Cisplatin resistance analysis: Insights on the usefulness of accurate DNA adducts quantitation

Abstract

Although cisplatin (cis-diamminedichloroplatinum (II) or cDDP) is one of the most extensively, and rather successfully, chemotherapy drugs used in the treatment of several types of tumors, it presents the important drawbacks of toxicity and especially patient resistance. This resistance, acquired or innate, might be the result of several different processes that are ultimately related either with preventing DNA adduct formation, or with their fast removal from the exposed cell DNA. Thus, the accurate detection and quantitation of adducts might be a valuable tool in the early prediction of cisplatin resistance.

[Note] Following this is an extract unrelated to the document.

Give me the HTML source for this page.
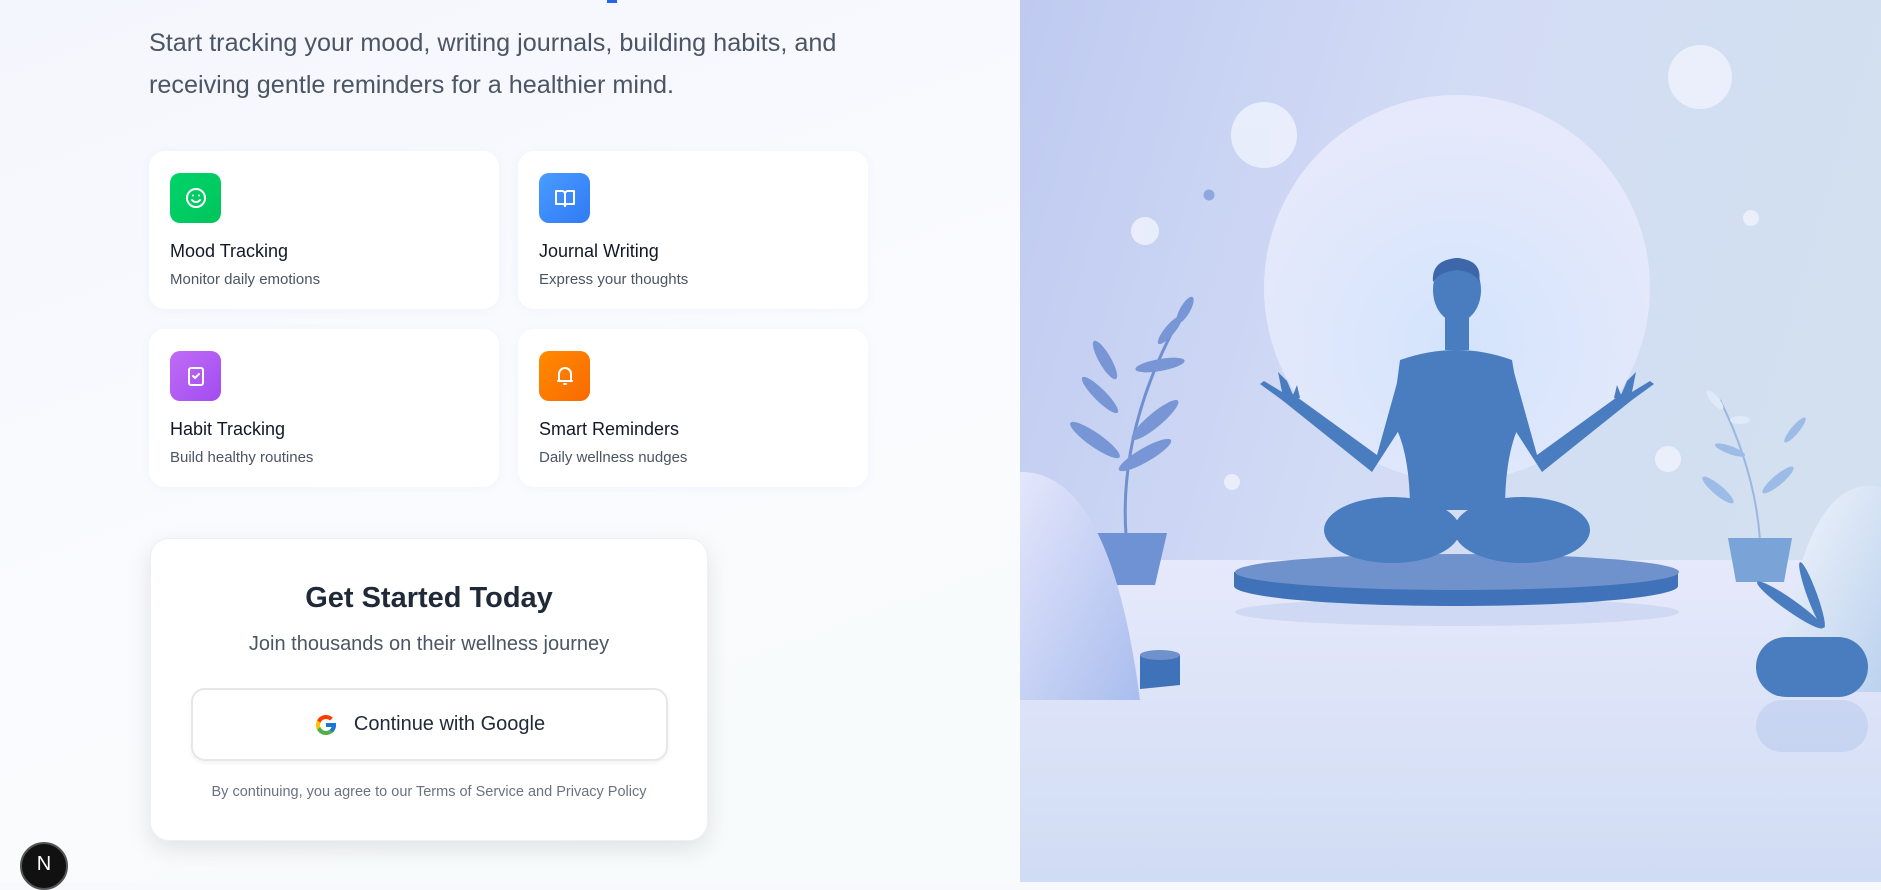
<!DOCTYPE html>
<html><head><meta charset="utf-8"><style>
*{margin:0;padding:0;box-sizing:border-box}
body{width:1881px;height:882px;overflow:hidden;font-family:"Liberation Sans",sans-serif;background:#f7f9fd;position:relative}
.left{position:absolute;left:0;top:0;width:1020px;height:882px;background:linear-gradient(160deg,#f4f6fd 0%,#fafbfe 50%,#f7fbfb 100%)}
.sub{position:absolute;left:149px;top:22px;font-size:25.2px;line-height:42px;color:#4b5563;width:760px}
.card{position:absolute;width:350px;height:158px;background:#fff;border-radius:16px;box-shadow:0 2px 10px rgba(100,120,180,.05)}
.ic{position:absolute;left:21px;top:22px;width:51px;height:50px;border-radius:10px;display:flex;align-items:center;justify-content:center}
.ct{position:absolute;left:21px;top:90px;font-size:18px;color:#111827}
.cs{position:absolute;left:21px;top:120px;font-size:15px;color:#4b5563}
.gs{position:absolute;left:150px;top:538px;width:558px;height:303px;background:#fff;border-radius:19px;box-shadow:0 8px 24px rgba(0,0,0,.10);border:1px solid #eef0f3;text-align:center}
.gs h2{position:absolute;top:43px;width:100%;font-size:29px;color:#1f2937;font-weight:bold}
.gs p{position:absolute;top:94px;width:100%;font-size:20px;color:#4b5563}
.btn{position:absolute;left:40px;top:149px;width:477px;height:73px;border:2px solid #e5e7eb;border-radius:14px;display:flex;align-items:center;justify-content:center;font-size:20px;color:#1f2937;box-shadow:0 2px 4px rgba(0,0,0,.05)}
.terms{position:absolute;top:245px;width:100%;font-size:14.5px;color:#6b7280}
.n{position:absolute;left:20px;top:842px;width:48px;height:48px;border-radius:50%;background:#111;color:#fff;border:2px solid #555;display:flex;align-items:center;justify-content:center;font-size:20px;padding-bottom:4px}
</style></head><body>
<div class="left">
<div style="position:absolute;left:607px;top:0;width:10px;height:3px;background:#2563eb"></div>
<div class="sub">Start tracking your mood, writing journals, building habits, and receiving gentle reminders for a healthier mind.</div>

<div class="card" style="left:149px;top:151px">
<div class="ic" style="background:linear-gradient(135deg,#00d46a,#00c45a)"><svg width="24" height="24" viewBox="0 0 24 24" fill="none" stroke="#fff" stroke-width="2" stroke-linecap="round"><circle cx="12" cy="12" r="9"/><path d="M8 14s1.5 2 4 2 4-2 4-2"/><path d="M9 9.5h.01M15 9.5h.01"/></svg></div>
<div class="ct">Mood Tracking</div><div class="cs">Monitor daily emotions</div></div>

<div class="card" style="left:518px;top:151px">
<div class="ic" style="background:linear-gradient(135deg,#4a9bff,#2f7bf5)"><svg width="24" height="24" viewBox="0 0 24 24" fill="none" stroke="#fff" stroke-width="2" stroke-linejoin="round"><path d="M3 5h6a3 3 0 0 1 3 3v12a2 2 0 0 0-2-2H3z"/><path d="M21 5h-6a3 3 0 0 0-3 3v12a2 2 0 0 1 2-2h7z"/></svg></div>
<div class="ct">Journal Writing</div><div class="cs">Express your thoughts</div></div>

<div class="card" style="left:149px;top:329px">
<div class="ic" style="background:linear-gradient(135deg,#c06cf5,#a24cf2)"><svg width="24" height="24" viewBox="0 0 24 24" fill="none" stroke="#fff" stroke-width="2" stroke-linecap="round" stroke-linejoin="round"><rect x="5" y="4" width="14" height="17" rx="2"/><path d="M9 12l2 2 4-4"/></svg></div>
<div class="ct">Habit Tracking</div><div class="cs">Build healthy routines</div></div>

<div class="card" style="left:518px;top:329px">
<div class="ic" style="background:linear-gradient(135deg,#ff8a00,#f96a00)"><svg width="24" height="24" viewBox="0 0 24 24" fill="none" stroke="#fff" stroke-width="2" stroke-linecap="round" stroke-linejoin="round"><path d="M6 17V10a6 6 0 0 1 12 0v7z"/><path d="M5 17h14M11 20h2"/></svg></div>
<div class="ct">Smart Reminders</div><div class="cs">Daily wellness nudges</div></div>

<div class="gs">
<h2>Get Started Today</h2>
<p>Join thousands on their wellness journey</p>
<div class="btn"><svg width="24" height="24" viewBox="0 0 48 48" style="margin-right:16px"><path fill="#FFC107" d="M43.6 20.1H42V20H24v8h11.3C33.7 32.7 29.2 36 24 36c-6.6 0-12-5.4-12-12s5.4-12 12-12c3.1 0 5.8 1.2 7.9 3.1l5.7-5.7C34 6.1 29.3 4 24 4 12.9 4 4 12.9 4 24s8.9 20 20 20 20-8.9 20-20c0-1.3-.1-2.6-.4-3.900z"/><path fill="#FF3D00" d="M6.3 14.7l6.6 4.8C14.7 15.1 19 12 24 12c3.1 0 5.8 1.2 7.9 3.1l5.7-5.7C34 6.1 29.3 4 24 4 16.3 4 9.7 8.3 6.3 14.7z"/><path fill="#4CAF50" d="M24 44c5.2 0 9.9-2 13.4-5.2l-6.2-5.2C29.2 35.1 26.7 36 24 36c-5.2 0-9.6-3.3-11.3-8l-6.5 5C9.5 39.6 16.2 44 24 44z"/><path fill="#1976D2" d="M43.6 20.1H42V20H24v8h11.3c-.8 2.2-2.2 4.2-4.1 5.6l6.2 5.2C37 39.2 44 34 44 24c0-1.3-.1-2.6-.4-3.9z"/></svg>Continue with Google</div>
<div class="terms">By continuing, you agree to our Terms of Service and Privacy Policy</div>
</div>
<div class="n">N</div>
</div>

<svg style="position:absolute;left:1020px;top:0" width="861" height="882" viewBox="1020 0 861 882">
<defs>
<linearGradient id="bg" x1="0" y1="0" x2="1" y2="0.3"><stop offset="0" stop-color="#bfcaf1"/><stop offset=".5" stop-color="#d3dcf5"/><stop offset="1" stop-color="#d2e0ef"/></linearGradient>
<linearGradient id="fl" x1="0" y1="0" x2="0" y2="1"><stop offset="0" stop-color="#e6e9fb"/><stop offset="1" stop-color="#d0dcf4"/></linearGradient>
<radialGradient id="moon" cx=".5" cy=".65" r=".6"><stop offset="0" stop-color="#d3e4fc"/><stop offset="1" stop-color="#e6e9fb"/></radialGradient>
<linearGradient id="hill" x1="0" y1="0" x2="1" y2="1"><stop offset="0" stop-color="#e4e6fb"/><stop offset="1" stop-color="#a9bdee"/></linearGradient>
<linearGradient id="hill2" x1="0" y1="0" x2="1" y2="1"><stop offset="0" stop-color="#f3f6fc"/><stop offset="1" stop-color="#bcd2ee"/></linearGradient>
</defs>
<rect x="1020" y="0" width="861" height="882" fill="url(#bg)"/>
<rect x="1020" y="560" width="861" height="322" fill="url(#fl)"/>
<circle cx="1457" cy="288" r="193" fill="url(#moon)"/>
<g fill="#eef2fd" opacity=".85">
<circle cx="1264" cy="135" r="33"/><circle cx="1700" cy="77" r="32"/><circle cx="1145" cy="231" r="14"/><circle cx="1751" cy="218" r="8"/><circle cx="1668" cy="459" r="13"/><circle cx="1232" cy="482" r="8"/></g>
<circle cx="1209" cy="195" r="5.5" fill="#8fa8e0"/>
<ellipse cx="1457" cy="612" rx="222" ry="14" fill="#c8d3f0" opacity=".7"/>
<path d="M1234 572 v14 a222 20 0 0 0 444 0 v-14z" fill="#3f72b8"/>
<ellipse cx="1457" cy="572" rx="222" ry="18" fill="#6f92cd"/>
<g fill="#4a7cc0">
<ellipse cx="1392" cy="530" rx="68" ry="33"/><ellipse cx="1522" cy="530" rx="68" ry="33"/>
<path d="M1400 360 Q1457 340 1512 360 L1522 420 Q1505 450 1505 510 L1410 510 Q1410 450 1392 420z"/>
<rect x="1445" y="300" width="24" height="50"/>
<ellipse cx="1457" cy="290" rx="24" ry="32"/>
<path d="M1402 365 L1377 455 L1290 392 L1282 400 L1372 472 L1412 410z"/>
<path d="M1512 365 L1537 455 L1624 392 L1632 400 L1542 472 L1502 410z"/>
<path d="M1282 400 l-22 -16 l4 -3 l18 11 l-4 -20 l9 9 l6 14 l4 -10 l3 13z"/>
<path d="M1632 400 l22 -16 l-4 -3 l-18 11 l4 -20 l-9 9 l-6 14 l-4 -10 l-3 13z"/>
</g>
<path d="M1433 282 q-2 -22 24 -24 q26 2 22 24 q-4 -10 -22 -12 q-18 2 -24 12z" fill="#3d67a8"/>
<g stroke="#6f8fd0" stroke-width="3" fill="none"><path d="M1126 535 Q1118 420 1190 300"/></g>
<g fill="#7896d6">
<ellipse cx="1095" cy="440" rx="30" ry="7" transform="rotate(35 1095 440)"/><ellipse cx="1155" cy="420" rx="30" ry="7" transform="rotate(-40 1155 420)"/>
<ellipse cx="1100" cy="395" rx="25" ry="6" transform="rotate(45 1100 395)"/><ellipse cx="1160" cy="365" rx="25" ry="6" transform="rotate(-10 1160 365)"/>
<ellipse cx="1105" cy="360" rx="22" ry="6" transform="rotate(60 1105 360)"/><ellipse cx="1170" cy="330" rx="18" ry="5" transform="rotate(-50 1170 330)"/>
<ellipse cx="1185" cy="310" rx="15" ry="5" transform="rotate(-60 1185 310)"/><ellipse cx="1145" cy="455" rx="30" ry="7" transform="rotate(-30 1145 455)"/></g>
<path d="M1097 533 h70 l-12 52 h-46z" fill="#6e92d4"/>
<path d="M1020 472 Q1110 470 1140 700 L1020 700z" fill="url(#hill)"/>
<path d="M1140 655 h40 v30 l-40 4z" fill="#3f72b8"/><ellipse cx="1160" cy="655" rx="20" ry="5" fill="#6f92cd"/>
<g stroke="#9ab7e2" stroke-width="2" fill="none"><path d="M1760 540 Q1755 470 1720 400"/></g>
<g fill="#9cbbe6"><ellipse cx="1718" cy="490" rx="20" ry="5" transform="rotate(40 1718 490)"/><ellipse cx="1778" cy="480" rx="20" ry="5" transform="rotate(-40 1778 480)"/><ellipse cx="1730" cy="450" rx="16" ry="4" transform="rotate(20 1730 450)"/><ellipse cx="1795" cy="430" rx="16" ry="4" transform="rotate(-50 1795 430)"/></g>
<g fill="#dfe9f8"><ellipse cx="1715" cy="400" rx="12" ry="4" transform="rotate(50 1715 400)"/><ellipse cx="1740" cy="420" rx="10" ry="4"/></g>
<path d="M1728 538 h64 l-8 44 h-48z" fill="#7aa3d8"/>
<path d="M1881 487 Q1800 470 1778 692 L1881 692z" fill="url(#hill2)"/>
<g fill="#4a7cc0"><ellipse cx="1790" cy="605" rx="40" ry="6" transform="rotate(35 1790 605)"/><ellipse cx="1812" cy="595" rx="35" ry="5" transform="rotate(70 1812 595)"/></g>
<rect x="1756" y="637" width="112" height="60" rx="30" fill="#4a7cc0"/>
<rect x="1756" y="700" width="112" height="52" rx="26" fill="#b5c8ec" opacity=".5"/>
</svg>
</body></html>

Using four human cell lines of different origins and cisplatin sensitivities (A549, GM04312, A2780 and A2780cis), and low cisplatin doses (5, 10 and 20 μM for 3 hours), the relevance of DNA adduct levels as potential predictor of viability and apoptosis (used as resistance indicators) was studied alone and in combination with the intracellular Pt content, the induced genomic instability (measured with the comet assay), and the induced cell cycle alterations. Uni- and multi-variate linear regression analyses were used in this study. Cell viability, apoptosis and cell cycle changes were estimated 24 h after the end of treatment. Intracellular Pt content, adducts levels and genomic instability were determined immediately after treatment and also one hour later. Results show that cisplatin-induced G-G intra-strand adducts were detected at all concentrations and that they were the best predictor for viability and apoptosis in all the studied cell lines. The prediction improved when comet results were included in the analysis, especially in the ovarian A2780 and A2780cis cell lines.